The doghouse 70 includes all controls and a central computer for operating the batch plant apparatus 10. The particular type of control system and computer is a type that is commercially available from Weigh Systems, Inc. of Elgin, Tex. The control system functions to proportion amounts of cement mix, aggregate (or sand) and water for release through collector cowl 74 downward into the mixer of a waiting mixer truck, as backed into the rear of the tower in the direction of arrow 76. The computer controls are capable of proportioning concrete mix in accordance with desired slump and consistency in any size batch up to a considerable number of yards, e.g. the capacity of the conventional truck mixer. Water in the water tank 24 is continually maintained by means of a suitable float valve controlling input from an outside source, and concrete mix and aggregate materials are supplied as needed to the main storage hoppers and bins.

Break down of the equipment is as easy as set-up. All mixed materials are first removed and washed where necessary to avoid concrete hardening problems. The support leg 90 is removed and stowed in its upward position beneath conveyor 46. The removable key pins 128-l,r are then removed as engine 42 and the hydraulics are energized, and the operator at station 52 exercises control over the multi-stage hydraulic cylinders 58-l,r to draw hydraulic fluid therefrom and retract the telescoping sections. The tower assembly 18 then progresses downward through attitudes shown in FIG. 4 and once again to that of FIG. 3 as conveyor chains 88 lower the conveyor downward into contact along main frame 12 as the entire tower assembly 18 lays horizontally thereon. Finally, the doghouse 70 is swung around rearwardly and forward into the access space between rearward support posts 92-l,r. The tow truck can then be connected with subsequent removal of screw jacks 156 and release of hydraulic jacks 54, 56, and when engine 42 is secured the rig is ready for road transport.

The foregoing discloses a novel form of concrete batch plant apparatus of a highly portable type that is easily handled by a single operator from transport through operational attitude and vice-versa.
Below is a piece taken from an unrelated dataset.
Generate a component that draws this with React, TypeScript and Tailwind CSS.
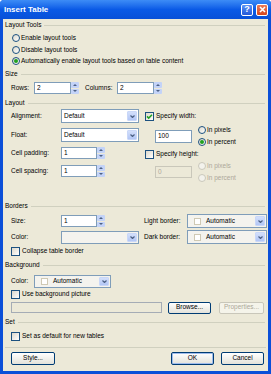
import React from "react";

function Header({ title }: { title: string }) {
  return (
    <div className="flex h-[12px] items-center pl-[2px] pr-[3px]">
      <span>{title}</span>
      <div className="ml-[3px] h-px flex-1 bg-[#d0d0bf]" />
    </div>
  );
}

function Radio({ label, checked, disabled }: { label: string; checked?: boolean; disabled?: boolean }) {
  return (
    <div className="flex h-[12px] items-center">
      <span
        className={`flex h-[8px] w-[8px] items-center justify-center rounded-full border ${
          disabled ? "border-[#cac8bb] bg-[#f3f2ec]" : "border-[#1c5180] bg-linear-to-br from-[#dcd8cc] to-white"
        }`}
      >
        {checked && <span className="h-[4px] w-[4px] rounded-full bg-[#21a121]" />}
      </span>
      <span className={`ml-[1px] ${disabled ? "text-[#aca899]" : ""}`}>{label}</span>
    </div>
  );
}

function Check({ label, checked }: { label: string; checked?: boolean }) {
  return (
    <div className="flex items-center">
      <span className="flex h-[9px] w-[9px] items-center justify-center border border-[#1c5180] bg-linear-to-br from-[#dcd8cc] to-white">
        {checked && (
          <svg width="7" height="7" viewBox="0 0 7 7">
            <path d="M1 3.4 L2.7 5.1 L6 1.7" stroke="#21a121" strokeWidth="1.5" fill="none" />
          </svg>
        )}
      </span>
      <span className="ml-[2px]">{label}</span>
    </div>
  );
}

function Spin() {
  return (
    <div className="flex h-[12px] w-[8px] flex-col gap-px">
      <div className="flex flex-1 items-center justify-center rounded-[1px] bg-[#c3d3f8]">
        <svg width="4" height="2" viewBox="0 0 4 2">
          <path d="M0 2 L2 0 L4 2 Z" fill="#4d6185" />
        </svg>
      </div>
      <div className="flex flex-1 items-center justify-center rounded-[1px] bg-[#c3d3f8]">
        <svg width="4" height="2" viewBox="0 0 4 2">
          <path d="M0 0 L2 2 L4 0 Z" fill="#4d6185" />
        </svg>
      </div>
    </div>
  );
}

function Arrow() {
  return (
    <div className="flex h-full w-[10px] items-center justify-center rounded-[1px] border border-[#c9d7f8] bg-linear-to-b from-[#d3dffb] to-[#b2c6f5]">
      <svg width="5" height="3" viewBox="0 0 5 3">
        <path d="M0.5 0.5 L2.5 2.5 L4.5 0.5" stroke="#4d6185" strokeWidth="1.2" fill="none" />
      </svg>
    </div>
  );
}

function Combo({ className, children, light }: { className: string; children?: React.ReactNode; light?: boolean }) {
  return (
    <div className={`flex items-center border border-[#7f9db9] p-px ${light ? "bg-[#f4f3ee]" : "bg-white"} ${className}`}>
      <div className="flex flex-1 items-center overflow-hidden pl-[1px]">{children}</div>
      <Arrow />
    </div>
  );
}

function Swatch({ text }: { text: string }) {
  return (
    <>
      <span className="ml-[4px] h-[7px] w-[7px] border border-[#cfc9b4] bg-white" />
      <span className="ml-[5px]">{text}</span>
    </>
  );
}

function Btn({ label, className, def, disabled }: { label: string; className: string; def?: boolean; disabled?: boolean }) {
  return (
    <div
      className={`flex items-center justify-center rounded-[2px] border ${
        disabled
          ? "border-[#c9c7ba] bg-[#f5f4ea] text-[#aca899]"
          : "border-[#003c74] bg-linear-to-b from-white to-[#e3e2da]"
      } ${def ? "shadow-[inset_0_0_0_1px_#9fbcec]" : ""} ${className}`}
    >
      {label}
    </div>
  );
}

export default function App() {
  return (
    <div className="flex h-[374px] w-[271px] flex-col rounded-t-[4px] bg-[#0b4fd8] font-['Liberation_Sans',Arial,sans-serif] text-[6.5px] leading-none text-black">
      <div className="flex h-[19px] items-center rounded-t-[4px] bg-linear-to-b from-[#3d8cf6] via-[#0a5ae6] to-[#0850d8] pl-[4px] pr-[3px]">
        <span className="text-[8px] font-bold text-white">Insert Table</span>
        <div className="ml-auto flex gap-[3px]">
          <div className="flex h-[12px] w-[12px] items-center justify-center rounded-[2px] border border-white bg-linear-to-b from-[#5b92f7] to-[#2357d8] text-[9px] font-bold text-white">
            ?
          </div>
          <div className="flex h-[12px] w-[12px] items-center justify-center rounded-[2px] border border-white bg-linear-to-b from-[#ec7a56] to-[#d4451c]">
            <svg width="7" height="7" viewBox="0 0 7 7">
              <path d="M1 1 L6 6 M6 1 L1 6" stroke="white" strokeWidth="1.6" />
            </svg>
          </div>
        </div>
      </div>

      <div className="mx-[3px] mb-[3px] flex flex-1 flex-col bg-[#ece9d8]">
        <Header title="Layout Tools" />
        <div className="mt-[1px] flex flex-col pl-[9px]">
          <Radio label="Enable layout tools" />
          <Radio label="Disable layout tools" />
          <div className="-mt-px">
            <Radio label="Automatically enable layout tools based on table content" checked />
          </div>
        </div>

        <div className="mt-[1px]">
          <Header title="Size" />
        </div>
        <div className="mt-[2px] flex h-[12px] items-center pl-[8px]">
          <span className="w-[23px]">Rows:</span>
          <div className="flex h-[12px] w-[37px] items-center border border-[#7f9db9] bg-white pl-[2px]">2</div>
          <Spin />
          <span className="ml-[6px] w-[32px]">Columns:</span>
          <div className="flex h-[12px] w-[37px] items-center border border-[#7f9db9] bg-white pl-[2px]">2</div>
          <Spin />
        </div>

        <div className="mt-[3px]">
          <Header title="Layout" />
        </div>
        <div className="flex h-[75px]">
          <div className="flex w-[142px] flex-col pl-[8px]">
            <div className="flex h-[14px] items-center">
              <span className="w-[50px]">Alignment:</span>
              <Combo className="h-[14px] w-[78px]">Default</Combo>
            </div>
            <div className="mt-[5px] flex h-[14px] items-center">
              <span className="w-[50px]">Float:</span>
              <Combo className="h-[14px] w-[78px]">Default</Combo>
            </div>
            <div className="mt-[5px] flex h-[12px] items-center">
              <span className="w-[50px]">Cell padding:</span>
              <div className="flex h-[12px] w-[36px] items-center border border-[#7f9db9] bg-white pl-[2px]">1</div>
              <Spin />
            </div>
            <div className="mt-[6px] flex h-[12px] items-center">
              <span className="w-[50px]">Cell spacing:</span>
              <div className="flex h-[12px] w-[36px] items-center border border-[#7f9db9] bg-white pl-[2px]">1</div>
              <Spin />
            </div>
          </div>
          <div className="flex flex-1 flex-col">
            <div className="flex h-[15px] items-center">
              <Check label="Specify width:" checked />
            </div>
            <div className="flex h-[24px] items-center">
              <div className="ml-[10px] flex h-[13px] w-[37px] items-center border border-[#7f9db9] bg-white pl-[2px]">100</div>
              <div className="ml-[6px] flex flex-col">
                <Radio label="In pixels" />
                <Radio label="In percent" checked />
              </div>
            </div>
            <div className="flex h-[12px] items-center">
              <Check label="Specify height:" />
            </div>
            <div className="flex h-[24px] items-center">
              <div className="ml-[10px] flex h-[12px] w-[37px] items-center border border-[#c9c7ba] pl-[2px] text-[#aca899]">0</div>
              <div className="ml-[6px] flex flex-col">
                <Radio label="In pixels" disabled />
                <Radio label="In percent" disabled />
              </div>
            </div>
          </div>
        </div>

        <div className="mt-[16px]">
          <Header title="Borders" />
        </div>
        <div className="mt-[2px] flex h-[14px] items-center pl-[8px]">
          <div className="flex w-[133px] items-center">
            <span className="w-[50px]">Size:</span>
            <div className="flex h-[12px] w-[36px] items-center border border-[#7f9db9] bg-white pl-[2px]">1</div>
            <Spin />
          </div>
          <span className="w-[43px]">Light border:</span>
          <Combo className="h-[14px] w-[80px]" light>
            <Swatch text="Automatic" />
          </Combo>
        </div>
        <div className="mt-[2px] flex h-[14px] items-center pl-[8px]">
          <div className="flex w-[133px] items-center">
            <span className="w-[50px]">Color:</span>
            <Combo className="h-[13px] w-[78px]" light />
          </div>
          <span className="w-[43px]">Dark border:</span>
          <Combo className="h-[14px] w-[80px]" light>
            <Swatch text="Automatic" />
          </Combo>
        </div>
        <div className="mt-[1px] flex h-[12px] items-center pl-[8px]">
          <Check label="Collapse table border" />
        </div>

        <div className="mt-[2px]">
          <Header title="Background" />
        </div>
        <div className="mt-[3px] flex h-[14px] items-center pl-[8px]">
          <span className="w-[23px]">Color:</span>
          <Combo className="h-[13px] w-[77px]" light>
            <Swatch text="Automatic" />
          </Combo>
        </div>
        <div className="flex h-[12px] items-center pl-[8px]">
          <Check label="Use background picture" />
        </div>
        <div className="mt-[1px] flex h-[13px] items-center pl-[8px]">
          <div className="h-[11px] w-[151px] border border-[#a5acb5] bg-[#ece9d8]" />
          <Btn label="Browse..." className="ml-[6px] h-[12px] w-[43px]" />
          <Btn label="Properties..." className="ml-[8px] h-[12px] w-[45px]" disabled />
        </div>

        <div className="mt-[2px]">
          <Header title="Set" />
        </div>
        <div className="mt-[2px] flex h-[12px] items-center pl-[8px]">
          <Check label="Set as default for new tables" />
        </div>
        <div className="mx-[2px] mt-[5px] h-px bg-[#d0d0bf]" />
        <div className="mt-[4px] flex h-[13px] items-center pl-[8px] pr-[4px]">
          <Btn label="Style..." className="h-[13px] w-[44px]" />
          <Btn label="OK" className="ml-auto h-[13px] w-[43px]" def />
          <Btn label="Cancel" className="ml-[7px] h-[13px] w-[43px]" />
        </div>
      </div>
    </div>
  );
}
The apparatus is easily transformed between (1) a user friendly and road worthy apparatus or (2) a rugged batching plant that is capable of long term, heavy duty concrete batching usage at a specified location.
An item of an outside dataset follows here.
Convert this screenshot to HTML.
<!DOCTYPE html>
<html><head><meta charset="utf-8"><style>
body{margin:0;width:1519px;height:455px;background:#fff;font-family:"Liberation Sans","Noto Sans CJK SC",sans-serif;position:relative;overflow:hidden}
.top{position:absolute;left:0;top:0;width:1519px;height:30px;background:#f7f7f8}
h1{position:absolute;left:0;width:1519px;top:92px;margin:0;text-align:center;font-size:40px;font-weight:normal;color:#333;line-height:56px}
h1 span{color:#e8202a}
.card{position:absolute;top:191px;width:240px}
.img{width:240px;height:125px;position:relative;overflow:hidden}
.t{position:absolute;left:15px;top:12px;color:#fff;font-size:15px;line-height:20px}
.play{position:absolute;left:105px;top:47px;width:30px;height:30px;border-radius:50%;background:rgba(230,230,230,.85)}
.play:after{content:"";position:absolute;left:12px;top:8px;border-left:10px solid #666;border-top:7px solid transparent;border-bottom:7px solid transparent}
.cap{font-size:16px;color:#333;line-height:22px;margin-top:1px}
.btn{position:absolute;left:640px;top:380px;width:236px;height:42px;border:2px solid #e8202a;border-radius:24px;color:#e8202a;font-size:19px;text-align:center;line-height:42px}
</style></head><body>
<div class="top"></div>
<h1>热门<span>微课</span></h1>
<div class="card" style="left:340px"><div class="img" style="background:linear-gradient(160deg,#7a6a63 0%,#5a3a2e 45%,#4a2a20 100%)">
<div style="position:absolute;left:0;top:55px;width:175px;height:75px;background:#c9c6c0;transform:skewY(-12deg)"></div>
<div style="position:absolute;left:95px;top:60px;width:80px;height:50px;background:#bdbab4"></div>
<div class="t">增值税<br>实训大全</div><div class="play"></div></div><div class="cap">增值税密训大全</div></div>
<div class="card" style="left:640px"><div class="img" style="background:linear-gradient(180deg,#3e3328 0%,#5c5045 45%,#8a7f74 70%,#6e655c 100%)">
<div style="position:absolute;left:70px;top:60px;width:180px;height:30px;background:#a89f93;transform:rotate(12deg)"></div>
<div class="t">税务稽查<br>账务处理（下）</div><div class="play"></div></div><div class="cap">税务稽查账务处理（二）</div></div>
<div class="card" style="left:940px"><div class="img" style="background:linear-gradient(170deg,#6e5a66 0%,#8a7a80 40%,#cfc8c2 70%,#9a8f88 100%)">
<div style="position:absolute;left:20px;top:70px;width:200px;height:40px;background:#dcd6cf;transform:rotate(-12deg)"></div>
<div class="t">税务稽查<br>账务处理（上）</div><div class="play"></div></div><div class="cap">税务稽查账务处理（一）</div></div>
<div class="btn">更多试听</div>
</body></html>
Changes may be made in combination and arrangement of elements as heretofor set forth in the specification and shown in the drawings; it being understood that changes may be made in the embodiments disclosed without departing from the spirit and scope of the invention as defined in the following claims.

Claims

1. Cement batching apparatus for mobile deployment, comprising:

an elongated main frame having front, middle and rear portions and wheeled support structure;

a tower apparatus hingedly supported on the main frame rear portion to repose froward over the main frame middle portion and which includes a cement supply bin and weigh bin, and a water tank and weigh tank;

conveyor means hingedly secured at the main frame front portion and extending rearward to repose beneath said tower apparatus;

aggregate supply means secured to the main frame over said conveyor means at said main frame front portion;

a connector link secured between the tower apparatus and conveyor means; and

hydraulic means connected to raise and lower said tower apparatus to operative and stowed positions relative to the main frame middle portion about an axis transverse to the main frame at the rear portion as sadi connector link effects simultaneous positioning of the conveyor between respective raised operative and lowered stowed positions.
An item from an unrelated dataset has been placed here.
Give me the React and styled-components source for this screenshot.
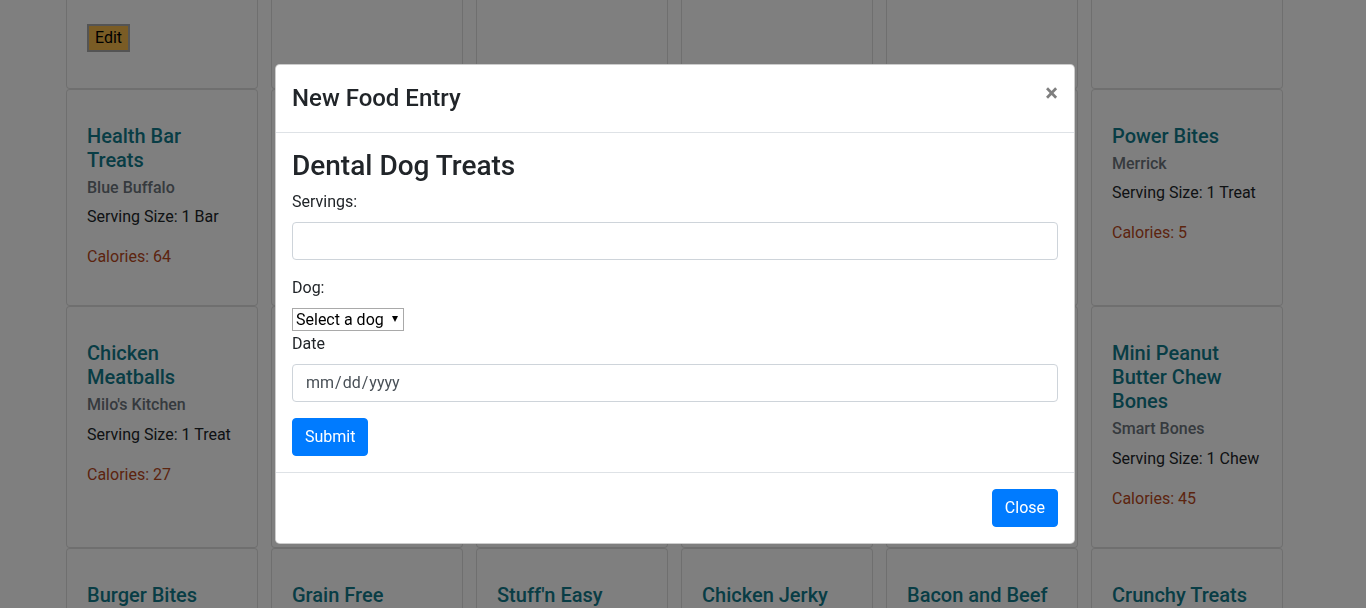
import React from 'react'
import styled, { createGlobalStyle } from 'styled-components'

const GlobalStyle = createGlobalStyle`
  * { box-sizing: border-box; }
  body {
    margin: 0;
    font-family: Roboto, "Liberation Sans", sans-serif;
    font-size: 16px;
    line-height: 1.5;
    color: #212529;
    background: #fff;
    overflow: hidden;
  }
`

const foods = [
  { name: 'Rawhide Roll', brand: 'Pet Factory', size: '1 Roll', cal: 40, edit: true },
  { name: 'Jerky Tenders', brand: 'Purina', size: '1 Piece', cal: 30 },
  { name: 'Soft Chews', brand: 'Zuke\'s', size: '1 Treat', cal: 3 },
  { name: 'Pup-Peroni', brand: 'Del Monte', size: '1 Stick', cal: 22 },
  { name: 'Greenies', brand: 'Greenies', size: '1 Chew', cal: 90 },
  { name: 'Beggin Strips', brand: 'Purina', size: '1 Strip', cal: 30 },

  { name: 'Health Bar Treats', brand: 'Blue Buffalo', size: '1 Bar', cal: 64 },
  { name: 'Dental Dog Treats', brand: 'Greenies', size: '1 Treat', cal: 25 },
  { name: 'Chicken Chips', brand: 'Wellness', size: '1 Chip', cal: 12 },
  { name: 'Beef Sticks', brand: 'Pedigree', size: '1 Stick', cal: 35 },
  { name: 'Lamb Bites', brand: 'Nutro', size: '1 Treat', cal: 9 },
  { name: 'Power Bites', brand: 'Merrick', size: '1 Treat', cal: 5 },

  { name: 'Chicken Meatballs', brand: 'Milo\'s Kitchen', size: '1 Treat', cal: 27 },
  { name: 'Duck Jerky', brand: 'Blue Buffalo', size: '1 Piece', cal: 18 },
  { name: 'Trail Treats', brand: 'Hubbard', size: '1 Treat', cal: 10 },
  { name: 'Salmon Snacks', brand: 'Wellness', size: '1 Treat', cal: 6 },
  { name: 'Pumpkin Bites', brand: 'Fruitables', size: '1 Treat', cal: 8 },
  { name: 'Mini Peanut Butter Chew Bones', brand: 'Smart Bones', size: '1 Chew', cal: 45 },

  { name: 'Burger Bites', brand: 'Pup-Peroni', size: '1 Treat', cal: 15 },
  { name: 'Grain Free', brand: 'Wellness', size: '1 Treat', cal: 12 },
  { name: 'Stuff\'n Easy', brand: 'KONG', size: '1 Tbsp', cal: 40 },
  { name: 'Chicken Jerky', brand: 'Waggin\' Train', size: '1 Piece', cal: 25 },
  { name: 'Bacon and Beef', brand: 'Beggin', size: '1 Strip', cal: 30 },
  { name: 'Crunchy Treats', brand: 'Milk-Bone', size: '1 Biscuit', cal: 20 },
]

function App() {
  return (
    <>
      <GlobalStyle />
      <Grid>
        {foods.map((f, i) => (
          <Card key={i}>
            <CardTitle>{f.name}</CardTitle>
            <CardSub>{f.brand}</CardSub>
            <CardText>Serving Size: {f.size}</CardText>
            <CardText $cal>Calories: {f.cal}</CardText>
            {f.edit && <EditBtn>Edit</EditBtn>}
          </Card>
        ))}
      </Grid>

      <Backdrop />
      <ModalWrap>
        <Dialog>
          <Header>
            <ModalTitle>New Food Entry</ModalTitle>
            <CloseX aria-label="Close">×</CloseX>
          </Header>
          <Body>
            <FoodName>Dental Dog Treats</FoodName>
            <Group>
              <Label>Servings:</Label>
              <Field type="number" />
            </Group>
            <Group>
              <Label>Dog:</Label>
              <SelectWrap>
                <Select defaultValue="">
                  <option value="">Select a dog</option>
                </Select>
                <Caret />
              </SelectWrap>
              <Label>Date</Label>
              <Field type="date" />
            </Group>
            <Button>Submit</Button>
          </Body>
          <Footer>
            <Button $foot>Close</Button>
          </Footer>
        </Dialog>
      </ModalWrap>
    </>
  )
}
export default App

const Grid = styled.div`
  display: grid;
  grid-template-columns: repeat(6, 192px);
  column-gap: 13px;
  row-gap: 0;
  padding-left: 66px;
  margin-top: -155px;
`
const Card = styled.div`
  display: flex;
  flex-direction: column;
  align-items: flex-start;
  background: #fff;
  border: 1px solid rgba(0, 0, 0, .125);
  border-radius: 4px;
  padding: 34px 20px 20px;
`
const CardTitle = styled.h5`
  margin: 0 0 12px;
  font-size: 20px;
  font-weight: 500;
  line-height: 1.2;
  color: #117a8b;
`
const CardSub = styled.h6`
  margin: -6px 0 8px;
  font-size: 16px;
  font-weight: 500;
  line-height: 1.2;
  color: #6c757d;
`
const CardText = styled.p`
  margin: 0 0 16px;
  color: ${p => (p.$cal ? '#b8481c' : '#212529')};
`
const EditBtn = styled.button`
  font-family: Roboto, "Liberation Sans", sans-serif;
  font-size: 16px;
  line-height: 20px;
  padding: 2px 6px;
  margin: 7px 0 16px;
  color: #000;
  background: #f5b94a;
  border: 2px solid #a8a8a8;
`
const Backdrop = styled.div`
  position: fixed;
  inset: 0;
  background: rgba(0, 0, 0, .5);
`
const ModalWrap = styled.div`
  position: fixed;
  inset: 0;
  display: flex;
  align-items: center;
  justify-content: center;
  padding-right: 16px;
`
const Dialog = styled.div`
  width: 800px;
  background: #fff;
  border: 1px solid rgba(0, 0, 0, .2);
  border-radius: 4.8px;
  display: flex;
  flex-direction: column;
`
const Header = styled.div`
  display: flex;
  align-items: flex-start;
  padding: 16px;
  border-bottom: 1px solid #dee2e6;
`
const ModalTitle = styled.h4`
  margin: 0;
  font-size: 24px;
  font-weight: 500;
  line-height: 35px;
`
const CloseX = styled.button`
  margin: -16px -16px -16px auto;
  padding: 16px;
  background: transparent;
  border: 0;
  font-family: Roboto, "Liberation Sans", sans-serif;
  font-size: 24px;
  font-weight: 700;
  line-height: 1;
  color: #000;
  opacity: .5;
  text-shadow: 0 1px 0 #fff;
`
const Body = styled.div`
  padding: 16px;
  display: flex;
  flex-direction: column;
  align-items: flex-start;
`
const FoodName = styled.h3`
  margin: 0 0 7px;
  font-size: 28px;
  font-weight: 500;
  line-height: 1.2;
`
const Group = styled.div`
  display: flex;
  flex-direction: column;
  align-items: flex-start;
  align-self: stretch;
  margin-bottom: 16px;
`
const Label = styled.label`
  margin-bottom: 8px;
`
const Field = styled.input`
  display: block;
  width: 100%;
  height: 38px;
  padding: 6px 12px;
  font-family: Roboto, "Liberation Sans", sans-serif;
  font-size: 16px;
  line-height: 1.5;
  color: #495057;
  background: #fff;
  border: 1px solid #ced4da;
  border-radius: 4px;
  &::-webkit-calendar-picker-indicator { display: none; }
  &::-webkit-inner-spin-button { display: none; }
`
const SelectWrap = styled.div`
  position: relative;
  display: inline-block;
  height: 24px;
`
const Select = styled.select`
  appearance: none;
  display: block;
  height: 23px;
  padding: 0 19px 0 3px;
  font-family: Roboto, "Liberation Sans", sans-serif;
  font-size: 16px;
  line-height: 21px;
  color: #000;
  background: #fff;
  border: 1px solid #a9a9a9;
  border-radius: 0;
`
const Caret = styled.span`
  position: absolute;
  right: 6px;
  top: 8px;
  width: 0;
  height: 0;
  border-left: 3.5px solid transparent;
  border-right: 3.5px solid transparent;
  border-top: 6px solid #000;
  pointer-events: none;
`
const Button = styled.button`
  font-family: Roboto, "Liberation Sans", sans-serif;
  font-size: 16px;
  line-height: 1.5;
  padding: 6px 12px;
  margin: ${p => (p.$foot ? '4px' : '0')};
  color: #fff;
  background: #007bff;
  border: 1px solid #007bff;
  border-radius: 4px;
`
const Footer = styled.div`
  display: flex;
  justify-content: flex-end;
  padding: 12px;
  border-top: 1px solid #dee2e6;
`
2. Apparatus as set forth in claim 1 which further includes:

a control house hingedly secured at said main frame rear portion and pivotable about a vertical axis between a stowed position within the frame rear portion and a second operating position completely outside of the frame rear portion.

3. Apparatus as set forth in claim 2 which further includes:

control means operable from said control house to proportion the quantities of cement in said weigh bin, water in said weigh tank and aggregate material on said conveyor means.

4. Apparatus as set forth in claim 1 wherein said hydraulic means includes:

at least one hydraulic linear actuator pivotally connected between the main frame rear portion and the tower apparatus.

5. Apparatus as set forth in claim 4 which further includes:

an engine mounted on the main frame front portion;

a power source energized by said engine to provide hydraulic, pneumatic and electrical power outputs.

6. Cement batching apparatus for mobile deployment, comprising:

an elongated main frame having front, middle and rear portions with a supporting wheel structure mounted at the rear portion and tow connection structure secured at the front portion;

four vertical support posts disposed in quadrature array and secured to the main frame rear portion to extend respective forward and rearward pairs of upper ends;

four tower posts disposed in quadrature array with two of said posts hingedly secured to the rearward pair of support post upper ends, and the remaining two tower posts releasably secured to said forward pair of support post upper ends;

a first bin for releasable cement containment with a weigh tank in communication and a water tank and water weigh tank, all supported in operative alignment within said four tower posts;

a hopper for release of aggregate material supported over said main frame front portion;

an elongated conveyor means having front, middle and rear portions with the front portion hingedly affixed to the main frame front portion beneath said hopper to receive released aggregate, and the rear portion retentively supported within said remaining two tower posts in disposition beneath said cement weigh tank;

collector means secured to the rear portion of said conveyor means and disposed to direct cement, water and aggregate materials;

a hydraulic power source mounted on said main frame; and

at least one extensible hydraulic actuator having first and second ends with the first end connected to a rearward support post and the second end connected to a releasably secured forward tower post;

whereby said at least one actuator can be operated to retract or extend thereby to move said forward tower posts between a first position with the tower posts and first bin, water storage tank and weigh tanks resting on the main frame mid-portion and a second position with the tower posts erect.